South Africa “will have a hard time getting over the threshold” of proving genocide, Ms McIntyre said.

“It’s not simply a matter of killing enormous numbers of people,” she said. “There must be an intent to destroy a group of people (classified by race or religion for example) in whole or in part, in a particular place.”

In a detailed, 84-page document launching the case, South Africa argued Israel has demonstrated that intent.

South Africa’s genocide case unlocks a legal process at the world’s highest court to credibly examine Israel’s conduct in Gaza in the hopes of curtailing further suffering

The case revolves around the genocide convention that was drawn up in 1948 in the aftermath of the Second World War and the murder of six million Jews in the Holocaust.

Both Israel and South Africa are signatories.

In its written filing, South Africa says it wants the court “to establish Israel’s responsibility for violations of the Genocide Convention; to hold it fully accountable under international law for those violations” and to “ensure the urgent and fullest possible protection for Palestinians in Gaza who remain at grave and immediate risk of continuing and further acts of genocide”.

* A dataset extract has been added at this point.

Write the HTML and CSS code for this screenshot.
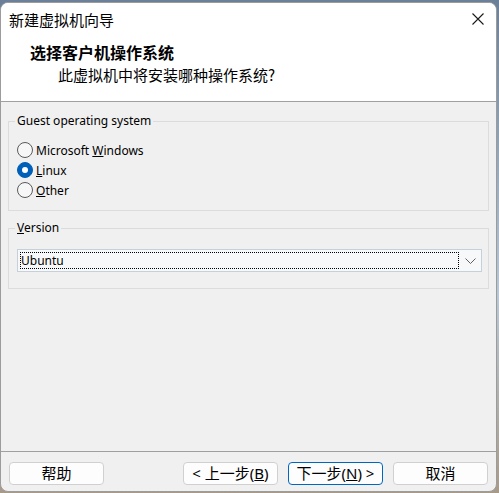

A team of lawyers representing South Africa will present three hours of arguments in the court’s wood-panelled Great Hall of Justice.

Israel’s legal team will have three hours on Friday morning to respond.

Human Rights Watch said the hearings will provide scrutiny of Israel’s actions.

“South Africa’s genocide case unlocks a legal process at the world’s highest court to credibly examine Israel’s conduct in Gaza in the hopes of curtailing further suffering,” said Balkees Jarrah, the group’s associate international justice director.

Israel is back on the International Court of Justice’s docket next month, when hearings open into a UN request for a non-binding advisory opinion on the legality of Israeli policies in the West Bank and east Jerusalem.